Acked-by: Cory Tusar <cory.tusar@pid1solutions.com>
Acked-by: Sanchayan Maity <maitysanchayan@gmail.com>
Acked-by: Bhuvanchandra DV <bhuvanchandra.dv@toradex.com>
Signed-off-by: Stefan Agner <stefan@agner.ch>
Signed-off-by: Shawn Guo <shawnguo@kernel.org>
2016-02-29 16:17:28 +08:00
Stefan Agner
9c17190595 ARM: dts: vf610: use reset values for L2 cache latencies
Linux on Vybrid used several different L2 latencies so far, none
of them seem to be the right ones. According to the application note
AN4947 ("Understanding Vybrid Architecture"), the tag portion runs
on CPU clock and is inside the L2 cache controller, whereas the data
portion is stored in the external SRAM running on platform clock.
Hence it is likely that the correct value requires a higher data
latency then tag latency.

These are the values which have been used so far:
- The mainline values:
  arm,data-latency = <1 1 1>;
  arm,tag-latency = <2 2 2>;
  Those values have lead to problems on higher clocks. They look
  like a poor translation from the reset values (missing +1 offset
  and a mix up between tag/latency values).
- The Linux 3.0 (SoC vendor BSP) values (converted to DT notation):
  arm,data-latency = <4 2 3>
  arm,tag-latency = <4 2 3>
  The cache initialization function along with the value matches the
  i.MX6 code from the same kernel, so it seems that those values have
  just been copied.
- The Colibri values:
  arm,data-latency = <2 1 2>;
  arm,tag-latency = <3 2 3>;
  Those were a mix between the values of the Linux 3.0 based BSP and
  the mainline values above.
- The SoC Reset values (converted to DT notation):
  arm,data-latency = <3 3 3>;
  arm,tag-latency = <2 2 2>;

So far there is no official statement on what the correct values are.
See also the related Freescale community thread:
https://community.freescale.com/message/579785#579785

For now, the reset values seem to be the best bet. Remove all other
"bogus" values and use the reset value on vf610.dtsi level.

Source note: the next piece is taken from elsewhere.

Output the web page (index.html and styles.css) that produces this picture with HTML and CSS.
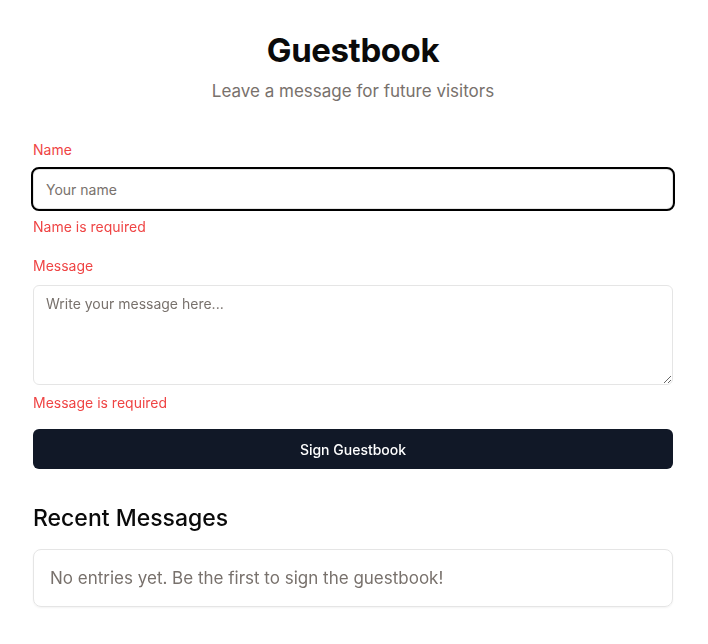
FILE: index.html
```html
<!DOCTYPE html>
<html lang="en">
<head>
<meta charset="utf-8">
<title>Guestbook</title>
<link rel="stylesheet" href="styles.css">
</head>
<body>
<main class="page">
  <header class="header">
    <h1 class="title">Guestbook</h1>
    <p class="subtitle">Leave a message for future visitors</p>
  </header>
  <form class="form">
    <div class="field">
      <label class="label" for="name">Name</label>
      <input class="input input-focus" id="name" type="text" placeholder="Your name">
      <p class="error">Name is required</p>
    </div>
    <div class="field">
      <label class="label" for="message">Message</label>
      <textarea class="input textarea" id="message" placeholder="Write your message here..."></textarea>
      <p class="error">Message is required</p>
    </div>
    <button class="button" type="button">Sign Guestbook</button>
  </form>
  <section class="recent">
    <h2 class="recent-title">Recent Messages</h2>
    <div class="card">No entries yet. Be the first to sign the guestbook!</div>
  </section>
</main>
<script>document.getElementById('name').focus();</script>
</body>
</html>
```

FILE: styles.css
```css
* { box-sizing: border-box; }
html, body { margin: 0; padding: 0; background: #fff; }
body {
  font-family: Inter, "Noto Sans", "Liberation Sans", sans-serif;
  color: #0a0a0a;
  padding-right: 2px;
}
.page {
  max-width: 640px;
  margin: 0 auto;
  padding: 32px 0 32px;
}
.header { text-align: center; }
.title {
  margin: 0;
  font-size: 33px;
  line-height: 36px;
  font-weight: 700;
  letter-spacing: -0.4px;
  color: #0a0a0a;
}
.subtitle {
  margin: 11px 0 0;
  font-size: 17px;
  line-height: 24px;
  color: #78716c;
}
.form { margin-top: 37px; display: flex; flex-direction: column; }
.field { display: flex; flex-direction: column; margin-bottom: 19px; }
.label {
  font-size: 14px;
  line-height: 20px;
  font-weight: 400;
  color: #ef4444;
  margin-bottom: 9px;
}
.input {
  width: 100%;
  height: 40px;
  border: 1px solid #e5e5e5;
  border-radius: 6px;
  padding: 8px 12px;
  font-family: inherit;
  font-size: 14px;
  line-height: 20px;
  color: #0a0a0a;
  background: #fff;
  outline: none;
}
.input::placeholder { color: #78716c; }
.input-focus:focus { outline: 2px solid #000; outline-offset: 0; }
.textarea { height: 100px; resize: vertical; display: block; }
.error {
  margin: 8px 0 0;
  font-size: 14px;
  line-height: 20px;
  color: #ef4444;
}
.field + .button { margin-top: -3px; }
.button {
  height: 40px;
  border: none;
  border-radius: 6px;
  background: #111827;
  color: #fff;
  font-family: inherit;
  font-size: 14px;
  font-weight: 500;
  cursor: pointer;
}
.recent { margin-top: 35px; }
.recent-title {
  margin: 0 0 17px;
  font-size: 23px;
  line-height: 28px;
  font-weight: 500;
  color: #0a0a0a;
}
.card {
  border: 1px solid #e5e5e5;
  border-radius: 8px;
  padding: 16px;
  font-size: 17px;
  line-height: 24px;
  color: #78716c;
  box-shadow: 0 1px 2px rgba(0,0,0,0.05);
}
```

Signed-off-by: Stefan Agner <stefan@agner.ch>
Cc: <stable@vger.kernel.org>
Signed-off-by: Shawn Guo <shawnguo@kernel.org>
2015-12-11 21:32:47 +08:00
Stefan Agner
e1bf86ace4 ARM: dts: vf500-colibri: add Colibri VF50 support
Add Colibri VF50 device tree files vf500-colibri.dtsi and
vf500-colibri-eval-v3.dts, in line with the Colibri VF61 device tree
files. However, to minimize dupplication we also add vf-colibri.dtsi
and vf-colibri-eval-v3.dtsi which contain the common device tree
nodes.

Signed-off-by: Stefan Agner <stefan@agner.ch>
Signed-off-by: Shawn Guo <shawn.guo@linaro.org>
2014-11-23 15:08:10 +08:00
Stefan Agner
efb45b305f ARM: dts: vf610: create generic base device trees
This adds more generic base device trees for Vybrid SoCs. There
are three series of Vybrid SoC commonly available:
- VF3xx series: single core, Cortex-A5 without external memory
- VF5xx series: single core, Cortex-A5
- VF6xx series: dual core, Cortex-A5/Cortex-M4

The second digit represents the presents of a L2 cache (VFx1x).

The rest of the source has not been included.